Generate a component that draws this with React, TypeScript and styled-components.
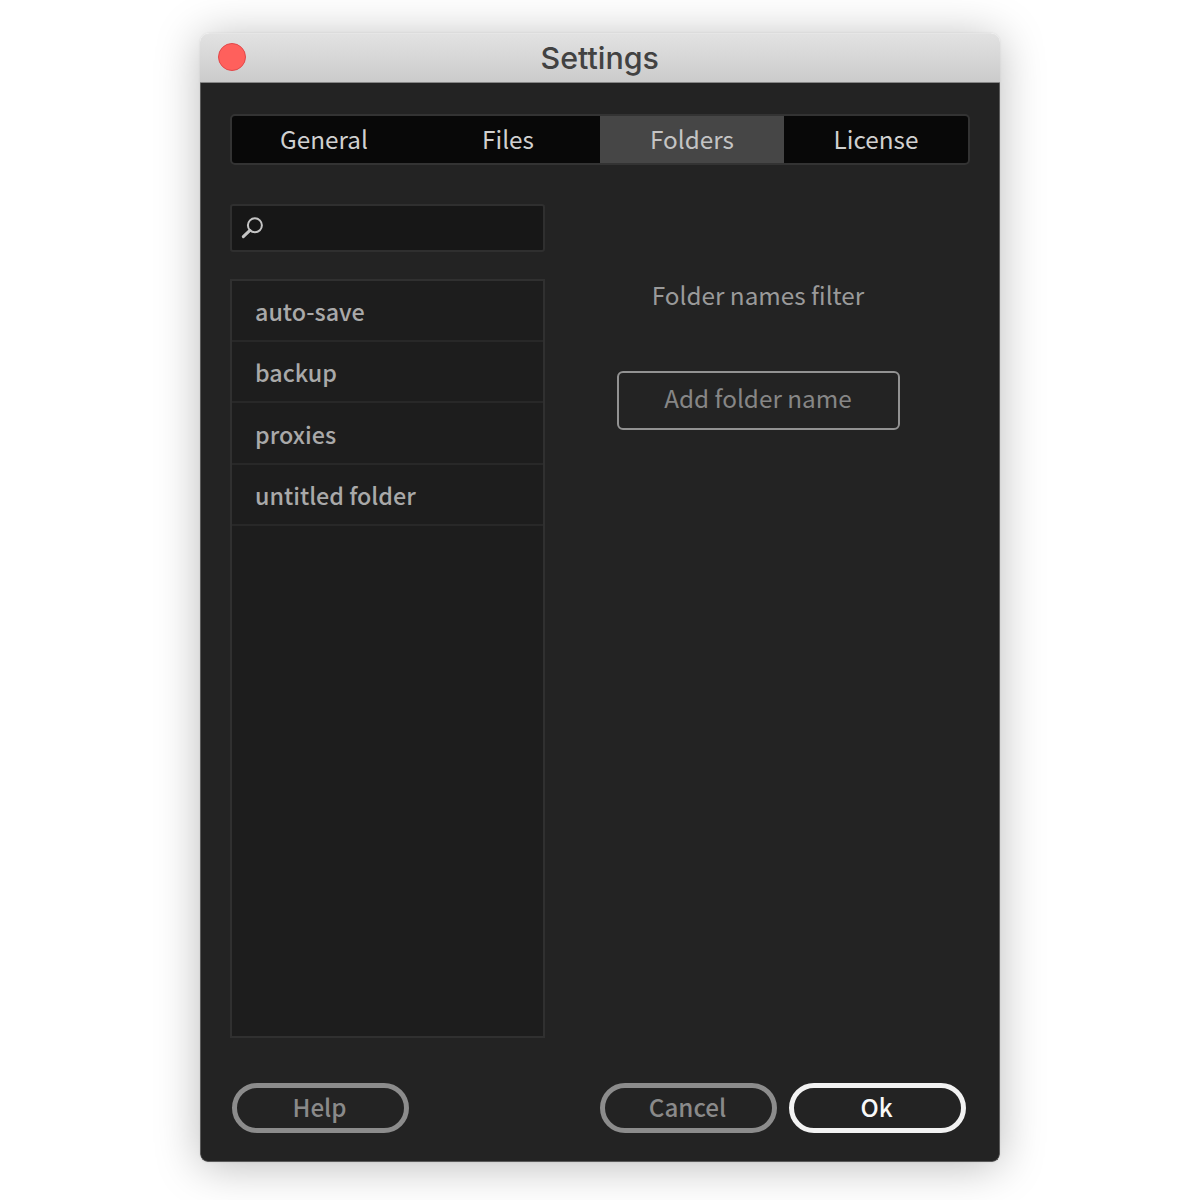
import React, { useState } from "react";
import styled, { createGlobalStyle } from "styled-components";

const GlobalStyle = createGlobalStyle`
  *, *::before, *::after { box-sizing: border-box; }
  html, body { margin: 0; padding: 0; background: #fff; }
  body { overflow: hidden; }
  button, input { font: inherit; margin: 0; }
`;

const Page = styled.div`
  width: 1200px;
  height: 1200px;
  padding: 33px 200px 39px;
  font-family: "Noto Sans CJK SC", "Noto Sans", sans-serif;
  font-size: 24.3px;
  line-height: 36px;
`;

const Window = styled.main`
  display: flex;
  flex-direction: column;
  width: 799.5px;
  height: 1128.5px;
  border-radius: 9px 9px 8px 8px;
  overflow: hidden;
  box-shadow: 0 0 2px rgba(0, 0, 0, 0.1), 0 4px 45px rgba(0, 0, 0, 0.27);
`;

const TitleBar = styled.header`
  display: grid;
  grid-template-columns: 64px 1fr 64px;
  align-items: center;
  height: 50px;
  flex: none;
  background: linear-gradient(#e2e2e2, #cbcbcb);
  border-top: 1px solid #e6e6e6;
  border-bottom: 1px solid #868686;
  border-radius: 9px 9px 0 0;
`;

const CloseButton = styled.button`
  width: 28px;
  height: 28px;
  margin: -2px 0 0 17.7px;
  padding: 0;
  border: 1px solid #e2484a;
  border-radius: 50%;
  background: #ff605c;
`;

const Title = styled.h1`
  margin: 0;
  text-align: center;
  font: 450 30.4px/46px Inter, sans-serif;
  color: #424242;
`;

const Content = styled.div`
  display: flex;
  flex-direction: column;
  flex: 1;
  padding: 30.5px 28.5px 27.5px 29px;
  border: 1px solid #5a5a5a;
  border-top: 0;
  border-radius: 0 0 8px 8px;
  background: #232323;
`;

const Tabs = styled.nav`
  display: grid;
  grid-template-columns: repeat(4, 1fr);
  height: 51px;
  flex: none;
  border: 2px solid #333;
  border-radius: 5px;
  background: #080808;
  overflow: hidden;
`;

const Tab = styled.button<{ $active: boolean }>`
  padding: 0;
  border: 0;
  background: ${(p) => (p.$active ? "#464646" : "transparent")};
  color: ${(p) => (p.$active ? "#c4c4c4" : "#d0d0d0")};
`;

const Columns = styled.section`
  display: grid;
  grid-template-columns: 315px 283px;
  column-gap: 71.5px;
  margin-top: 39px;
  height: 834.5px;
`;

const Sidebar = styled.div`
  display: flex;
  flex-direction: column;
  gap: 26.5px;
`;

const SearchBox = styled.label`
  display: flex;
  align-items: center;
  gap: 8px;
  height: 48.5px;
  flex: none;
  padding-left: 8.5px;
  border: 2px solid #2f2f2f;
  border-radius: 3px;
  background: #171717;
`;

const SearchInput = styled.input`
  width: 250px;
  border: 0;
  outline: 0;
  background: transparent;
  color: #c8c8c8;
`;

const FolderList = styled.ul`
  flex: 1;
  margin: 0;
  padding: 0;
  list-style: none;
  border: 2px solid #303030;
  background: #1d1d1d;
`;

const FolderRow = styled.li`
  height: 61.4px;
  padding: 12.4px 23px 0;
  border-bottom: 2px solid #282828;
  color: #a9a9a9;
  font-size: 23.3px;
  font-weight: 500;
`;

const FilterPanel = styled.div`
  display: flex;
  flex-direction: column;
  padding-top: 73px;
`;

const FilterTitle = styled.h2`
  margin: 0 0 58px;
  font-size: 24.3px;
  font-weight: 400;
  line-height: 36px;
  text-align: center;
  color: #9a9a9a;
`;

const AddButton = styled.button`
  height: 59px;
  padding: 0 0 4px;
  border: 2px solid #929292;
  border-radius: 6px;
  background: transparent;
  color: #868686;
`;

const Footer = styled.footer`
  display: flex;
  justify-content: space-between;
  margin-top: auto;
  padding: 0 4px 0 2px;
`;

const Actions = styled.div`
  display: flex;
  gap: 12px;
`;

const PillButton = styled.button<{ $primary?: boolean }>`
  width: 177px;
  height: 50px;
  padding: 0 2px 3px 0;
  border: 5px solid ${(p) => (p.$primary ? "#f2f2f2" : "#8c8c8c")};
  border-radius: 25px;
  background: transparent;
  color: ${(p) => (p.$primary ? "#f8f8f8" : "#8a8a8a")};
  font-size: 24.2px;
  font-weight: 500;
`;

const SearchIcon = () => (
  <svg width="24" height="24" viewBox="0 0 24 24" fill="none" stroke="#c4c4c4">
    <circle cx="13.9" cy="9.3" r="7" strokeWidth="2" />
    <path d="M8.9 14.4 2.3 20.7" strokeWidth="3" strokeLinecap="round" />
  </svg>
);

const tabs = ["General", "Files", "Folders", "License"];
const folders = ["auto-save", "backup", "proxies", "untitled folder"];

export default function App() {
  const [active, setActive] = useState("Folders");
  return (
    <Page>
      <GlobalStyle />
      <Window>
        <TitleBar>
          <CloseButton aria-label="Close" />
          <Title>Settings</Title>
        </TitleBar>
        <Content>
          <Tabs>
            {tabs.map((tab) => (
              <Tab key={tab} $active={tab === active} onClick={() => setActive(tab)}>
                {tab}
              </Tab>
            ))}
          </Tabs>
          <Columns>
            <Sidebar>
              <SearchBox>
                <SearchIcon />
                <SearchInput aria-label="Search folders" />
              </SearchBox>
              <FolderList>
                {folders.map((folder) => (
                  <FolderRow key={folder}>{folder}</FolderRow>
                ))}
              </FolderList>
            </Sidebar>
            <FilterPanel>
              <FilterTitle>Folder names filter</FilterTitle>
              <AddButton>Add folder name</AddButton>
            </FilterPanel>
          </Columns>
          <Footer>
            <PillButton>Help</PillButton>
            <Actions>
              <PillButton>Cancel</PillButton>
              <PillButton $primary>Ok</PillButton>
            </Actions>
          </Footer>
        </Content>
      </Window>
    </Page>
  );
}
· · · · ·
| Exercise task |
Quote all the lines above exactly as given. Do not include the pictures.

| Exercise response |
Generate a component that draws this with React, TypeScript and styled-components.
import React, { useState } from "react";
import styled, { createGlobalStyle } from "styled-components";

const GlobalStyle = createGlobalStyle`
  *, *::before, *::after { box-sizing: border-box; }
  html, body { margin: 0; padding: 0; background: #fff; }
  body { overflow: hidden; }
  button, input { font: inherit; margin: 0; }
`;

const Page = styled.div`
  width: 1200px;
  height: 1200px;
  padding: 33px 200px 39px;
  font-family: "Noto Sans CJK SC", "Noto Sans", sans-serif;
  font-size: 24.3px;
  line-height: 36px;
`;

const Window = styled.main`
  display: flex;
  flex-direction: column;
  width: 799.5px;
  height: 1128.5px;
  border-radius: 9px 9px 8px 8px;
  overflow: hidden;
  box-shadow: 0 0 2px rgba(0, 0, 0, 0.1), 0 4px 45px rgba(0, 0, 0, 0.27);
`;

const TitleBar = styled.header`
  display: grid;
  grid-template-columns: 64px 1fr 64px;
  align-items: center;
  height: 50px;
  flex: none;
  background: linear-gradient(#e2e2e2, #cbcbcb);
  border-top: 1px solid #e6e6e6;
  border-bottom: 1px solid #868686;
  border-radius: 9px 9px 0 0;
`;

const CloseButton = styled.button`
  width: 28px;
  height: 28px;
  margin: -2px 0 0 17.7px;
  padding: 0;
  border: 1px solid #e2484a;
  border-radius: 50%;
  background: #ff605c;
`;

const Title = styled.h1`
  margin: 0;
  text-align: center;
  font: 450 30.4px/46px Inter, sans-serif;
  color: #424242;
`;

const Content = styled.div`
  display: flex;
  flex-direction: column;
  flex: 1;
  padding: 30.5px 28.5px 27.5px 29px;
  border: 1px solid #5a5a5a;
  border-top: 0;
  border-radius: 0 0 8px 8px;
  background: #232323;
`;

const Tabs = styled.nav`
  display: grid;
  grid-template-columns: repeat(4, 1fr);
  height: 51px;
  flex: none;
  border: 2px solid #333;
  border-radius: 5px;
  background: #080808;
  overflow: hidden;
`;

const Tab = styled.button<{ $active: boolean }>`
  padding: 0;
  border: 0;
  background: ${(p) => (p.$active ? "#464646" : "transparent")};
  color: ${(p) => (p.$active ? "#c4c4c4" : "#d0d0d0")};
`;

const Columns = styled.section`
  display: grid;
  grid-template-columns: 315px 283px;
  column-gap: 71.5px;
  margin-top: 39px;
  height: 834.5px;
`;

const Sidebar = styled.div`
  display: flex;
  flex-direction: column;
  gap: 26.5px;
`;

const SearchBox = styled.label`
  display: flex;
  align-items: center;
  gap: 8px;
  height: 48.5px;
  flex: none;
  padding-left: 8.5px;
  border: 2px solid #2f2f2f;
  border-radius: 3px;
  background: #171717;
`;

const SearchInput = styled.input`
  width: 250px;
  border: 0;
  outline: 0;
  background: transparent;
  color: #c8c8c8;
`;

const FolderList = styled.ul`
  flex: 1;
  margin: 0;
  padding: 0;
  list-style: none;
  border: 2px solid #303030;
  background: #1d1d1d;
`;

const FolderRow = styled.li`
  height: 61.4px;
  padding: 12.4px 23px 0;
  border-bottom: 2px solid #282828;
  color: #a9a9a9;
  font-size: 23.3px;
  font-weight: 500;
`;

const FilterPanel = styled.div`
  display: flex;
  flex-direction: column;
  padding-top: 73px;
`;

const FilterTitle = styled.h2`
  margin: 0 0 58px;
  font-size: 24.3px;
  font-weight: 400;
  line-height: 36px;
  text-align: center;
  color: #9a9a9a;
`;

const AddButton = styled.button`
  height: 59px;
  padding: 0 0 4px;
  border: 2px solid #929292;
  border-radius: 6px;
  background: transparent;
  color: #868686;
`;

const Footer = styled.footer`
  display: flex;
  justify-content: space-between;
  margin-top: auto;
  padding: 0 4px 0 2px;
`;

const Actions = styled.div`
  display: flex;
  gap: 12px;
`;

const PillButton = styled.button<{ $primary?: boolean }>`
  width: 177px;
  height: 50px;
  padding: 0 2px 3px 0;
  border: 5px solid ${(p) => (p.$primary ? "#f2f2f2" : "#8c8c8c")};
  border-radius: 25px;
  background: transparent;
  color: ${(p) => (p.$primary ? "#f8f8f8" : "#8a8a8a")};
  font-size: 24.2px;
  font-weight: 500;
`;

const SearchIcon = () => (
  <svg width="24" height="24" viewBox="0 0 24 24" fill="none" stroke="#c4c4c4">
    <circle cx="13.9" cy="9.3" r="7" strokeWidth="2" />
    <path d="M8.9 14.4 2.3 20.7" strokeWidth="3" strokeLinecap="round" />
  </svg>
);

const tabs = ["General", "Files", "Folders", "License"];
const folders = ["auto-save", "backup", "proxies", "untitled folder"];

export default function App() {
  const [active, setActive] = useState("Folders");
  return (
    <Page>
      <GlobalStyle />
      <Window>
        <TitleBar>
          <CloseButton aria-label="Close" />
          <Title>Settings</Title>
        </TitleBar>
        <Content>
          <Tabs>
            {tabs.map((tab) => (
              <Tab key={tab} $active={tab === active} onClick={() => setActive(tab)}>
                {tab}
              </Tab>
            ))}
          </Tabs>
          <Columns>
            <Sidebar>
              <SearchBox>
                <SearchIcon />
                <SearchInput aria-label="Search folders" />
              </SearchBox>
              <FolderList>
                {folders.map((folder) => (
                  <FolderRow key={folder}>{folder}</FolderRow>
                ))}
              </FolderList>
            </Sidebar>
            <FilterPanel>
              <FilterTitle>Folder names filter</FilterTitle>
              <AddButton>Add folder name</AddButton>
            </FilterPanel>
          </Columns>
          <Footer>
            <PillButton>Help</PillButton>
            <Actions>
              <PillButton>Cancel</PillButton>
              <PillButton $primary>Ok</PillButton>
            </Actions>
          </Footer>
        </Content>
      </Window>
    </Page>
  );
}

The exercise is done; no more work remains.